I have three brothers. I love each of them. I have three brothers-in-law on my side and four on Linda's side. I love each of them. I will never, ever do this for you. Ever.
8 comments:
First: taking a dump at Walmart. Priceless.
Second: For the first time in my life I am happy that I was an only child (well, still am actually).
Seriously well written and I am still chuckling. Keep 'em coming.
First: Everyone Poops
Second: Thanks for the compliment.
And to think I thought you shopped at Walmart. Edit: Costco.
i can't figure out exactly who was doing what - I think I will need this explained at home.
second -I agree with David. Why do you need to tell people the where and when? gross.
I don't recall any 'When' and the 'Where' seemed important from a context sort of view.
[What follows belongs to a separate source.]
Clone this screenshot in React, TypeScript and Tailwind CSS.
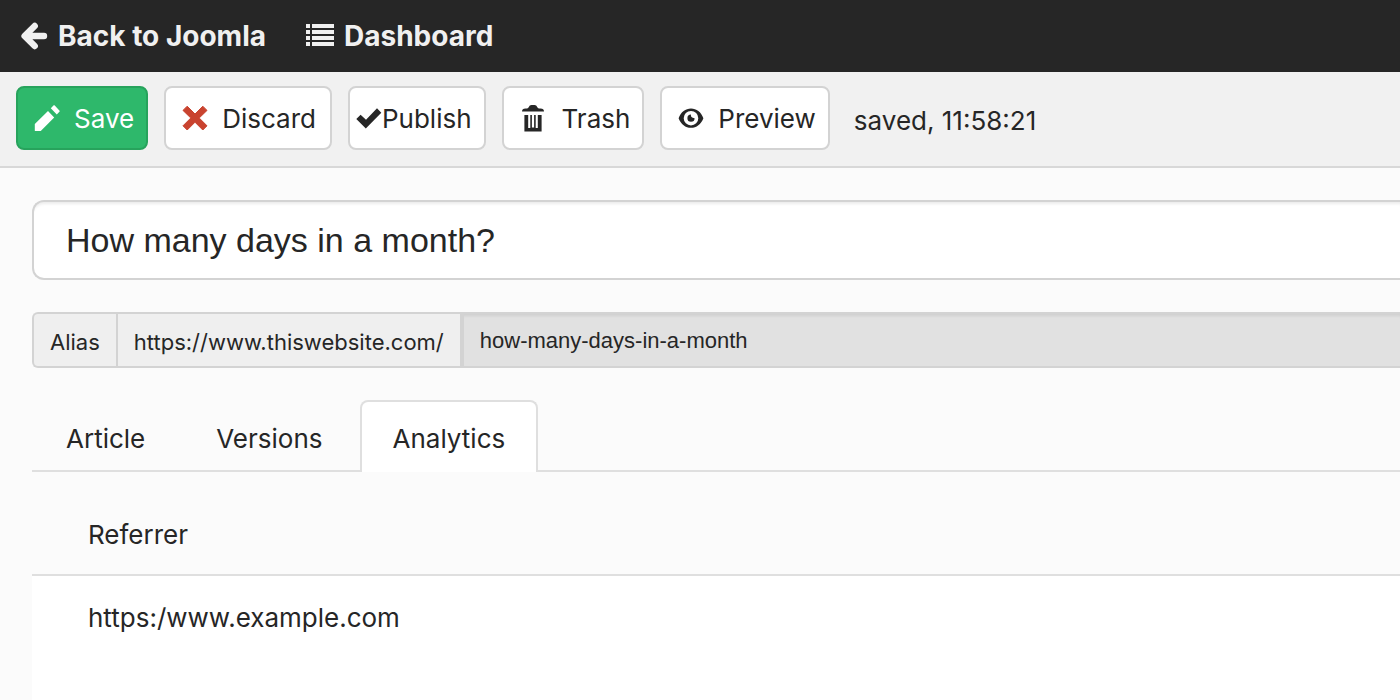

Linda - you may have mistaken my initial post. I am a Man. Which means that I found Christian's experience not strange, but in fact, most probable. I have had complete strangers start a discussion about world politics with me standing at the urinal. Standing NEXT to me at the urinal. I became so stunned that I forgot what I was doing there in the first place and left without finishing. Of course not without providing my political viewpoint first (that is a Man thing to do as well).
Christian is right - everyone poops. Except Women. ;)
So Killer
this is why I tell my children (girls!) that boys are gross and stinky. It doesn't seem to matter how old you are, you are gross. Farts in water bottles, covered wagons, etc. gross.